-- TO DO --
Look through the listing for the word "code". Copy each line that has it.

-- STORED DATA --

====================

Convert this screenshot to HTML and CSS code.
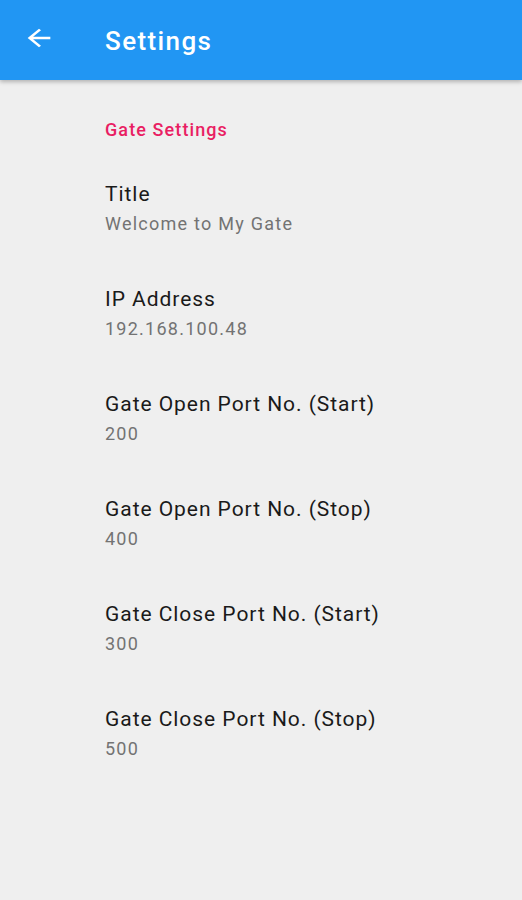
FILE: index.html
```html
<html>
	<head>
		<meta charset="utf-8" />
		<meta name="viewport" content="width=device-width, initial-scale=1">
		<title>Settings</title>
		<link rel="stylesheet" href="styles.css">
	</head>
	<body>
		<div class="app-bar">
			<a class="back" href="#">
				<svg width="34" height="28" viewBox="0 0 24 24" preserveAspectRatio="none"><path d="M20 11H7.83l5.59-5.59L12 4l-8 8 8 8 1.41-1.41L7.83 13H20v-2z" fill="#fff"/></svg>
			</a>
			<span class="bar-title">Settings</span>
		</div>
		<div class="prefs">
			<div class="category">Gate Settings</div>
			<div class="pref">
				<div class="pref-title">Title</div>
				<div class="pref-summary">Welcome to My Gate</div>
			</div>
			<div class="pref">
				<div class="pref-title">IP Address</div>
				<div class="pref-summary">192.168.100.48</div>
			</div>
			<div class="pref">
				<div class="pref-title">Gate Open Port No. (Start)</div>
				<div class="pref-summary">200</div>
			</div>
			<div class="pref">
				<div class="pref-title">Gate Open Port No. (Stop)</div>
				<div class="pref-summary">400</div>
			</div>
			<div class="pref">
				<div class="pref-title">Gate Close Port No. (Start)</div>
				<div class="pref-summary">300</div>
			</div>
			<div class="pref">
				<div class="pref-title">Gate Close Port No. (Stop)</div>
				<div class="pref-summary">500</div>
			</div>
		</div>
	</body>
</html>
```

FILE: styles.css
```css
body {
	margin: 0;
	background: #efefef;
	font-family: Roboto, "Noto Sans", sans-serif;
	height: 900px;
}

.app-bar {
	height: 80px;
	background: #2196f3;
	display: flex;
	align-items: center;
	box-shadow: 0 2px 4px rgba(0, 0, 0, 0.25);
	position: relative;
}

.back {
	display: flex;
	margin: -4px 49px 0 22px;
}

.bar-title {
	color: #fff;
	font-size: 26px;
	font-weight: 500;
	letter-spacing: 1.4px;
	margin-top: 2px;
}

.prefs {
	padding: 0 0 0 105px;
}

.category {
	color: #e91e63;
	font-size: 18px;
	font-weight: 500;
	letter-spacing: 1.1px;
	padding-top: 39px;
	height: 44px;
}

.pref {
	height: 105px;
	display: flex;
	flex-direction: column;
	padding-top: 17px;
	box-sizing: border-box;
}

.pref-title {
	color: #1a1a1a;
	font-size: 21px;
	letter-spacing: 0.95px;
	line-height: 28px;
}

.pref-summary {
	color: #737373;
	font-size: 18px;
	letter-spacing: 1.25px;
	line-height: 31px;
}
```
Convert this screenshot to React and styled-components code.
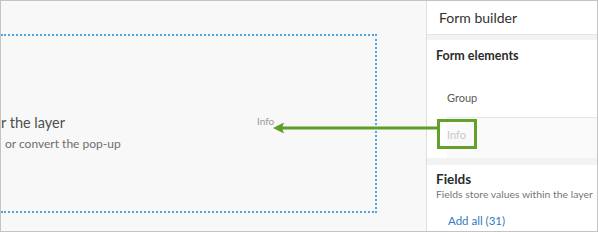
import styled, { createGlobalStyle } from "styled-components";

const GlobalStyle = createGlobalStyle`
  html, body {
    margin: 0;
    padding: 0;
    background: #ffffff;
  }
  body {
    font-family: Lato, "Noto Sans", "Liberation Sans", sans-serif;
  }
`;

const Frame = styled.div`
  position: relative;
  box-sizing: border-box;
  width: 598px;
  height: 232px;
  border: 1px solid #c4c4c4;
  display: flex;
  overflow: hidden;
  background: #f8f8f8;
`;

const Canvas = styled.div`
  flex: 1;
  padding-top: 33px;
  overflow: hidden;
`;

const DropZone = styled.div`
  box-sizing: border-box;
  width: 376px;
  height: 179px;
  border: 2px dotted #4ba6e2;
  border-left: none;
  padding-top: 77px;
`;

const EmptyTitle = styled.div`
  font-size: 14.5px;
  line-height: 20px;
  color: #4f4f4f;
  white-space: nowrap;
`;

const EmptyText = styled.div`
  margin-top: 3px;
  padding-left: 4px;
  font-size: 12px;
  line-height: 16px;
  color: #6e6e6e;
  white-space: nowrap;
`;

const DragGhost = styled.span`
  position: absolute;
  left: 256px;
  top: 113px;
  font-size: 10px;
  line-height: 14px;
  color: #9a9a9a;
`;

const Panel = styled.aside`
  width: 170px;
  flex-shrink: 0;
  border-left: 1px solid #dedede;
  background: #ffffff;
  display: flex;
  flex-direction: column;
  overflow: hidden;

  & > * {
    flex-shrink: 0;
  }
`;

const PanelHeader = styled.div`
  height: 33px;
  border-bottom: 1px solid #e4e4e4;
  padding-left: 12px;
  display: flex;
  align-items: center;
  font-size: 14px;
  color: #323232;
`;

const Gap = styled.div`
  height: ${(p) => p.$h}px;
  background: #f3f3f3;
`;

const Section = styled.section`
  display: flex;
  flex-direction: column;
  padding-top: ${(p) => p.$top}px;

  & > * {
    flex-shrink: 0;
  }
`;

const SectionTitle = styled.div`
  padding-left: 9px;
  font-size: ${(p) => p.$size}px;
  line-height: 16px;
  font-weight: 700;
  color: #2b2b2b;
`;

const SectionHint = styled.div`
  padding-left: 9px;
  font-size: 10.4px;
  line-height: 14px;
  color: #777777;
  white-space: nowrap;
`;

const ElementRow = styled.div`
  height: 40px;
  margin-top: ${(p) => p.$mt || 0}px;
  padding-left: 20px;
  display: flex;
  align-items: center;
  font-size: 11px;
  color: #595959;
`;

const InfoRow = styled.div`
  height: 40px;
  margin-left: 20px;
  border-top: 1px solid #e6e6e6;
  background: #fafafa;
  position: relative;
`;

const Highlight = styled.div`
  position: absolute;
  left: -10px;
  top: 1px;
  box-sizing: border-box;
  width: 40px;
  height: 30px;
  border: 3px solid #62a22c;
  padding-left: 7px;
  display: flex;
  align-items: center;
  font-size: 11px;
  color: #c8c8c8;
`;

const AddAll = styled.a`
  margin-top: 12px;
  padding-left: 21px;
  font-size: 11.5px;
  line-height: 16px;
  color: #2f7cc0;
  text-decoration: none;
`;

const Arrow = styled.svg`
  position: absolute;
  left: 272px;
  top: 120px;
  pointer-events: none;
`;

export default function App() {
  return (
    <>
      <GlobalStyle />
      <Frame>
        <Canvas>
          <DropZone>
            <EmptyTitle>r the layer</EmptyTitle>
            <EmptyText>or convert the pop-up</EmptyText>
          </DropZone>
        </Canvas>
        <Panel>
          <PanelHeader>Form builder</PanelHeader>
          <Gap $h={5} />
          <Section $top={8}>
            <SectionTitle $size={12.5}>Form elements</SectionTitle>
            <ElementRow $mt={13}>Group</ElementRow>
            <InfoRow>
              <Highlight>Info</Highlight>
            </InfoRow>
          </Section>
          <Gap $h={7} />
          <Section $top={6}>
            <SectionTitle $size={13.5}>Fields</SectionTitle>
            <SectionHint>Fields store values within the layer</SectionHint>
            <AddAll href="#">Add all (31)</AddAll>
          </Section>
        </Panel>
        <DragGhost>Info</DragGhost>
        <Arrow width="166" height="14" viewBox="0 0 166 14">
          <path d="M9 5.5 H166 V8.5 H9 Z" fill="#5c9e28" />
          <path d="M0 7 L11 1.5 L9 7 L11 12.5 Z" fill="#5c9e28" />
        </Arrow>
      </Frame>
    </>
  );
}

====================

-- EXPECTED ANSWER --
Convert this screenshot to HTML and CSS code.
Convert this screenshot to React and styled-components code.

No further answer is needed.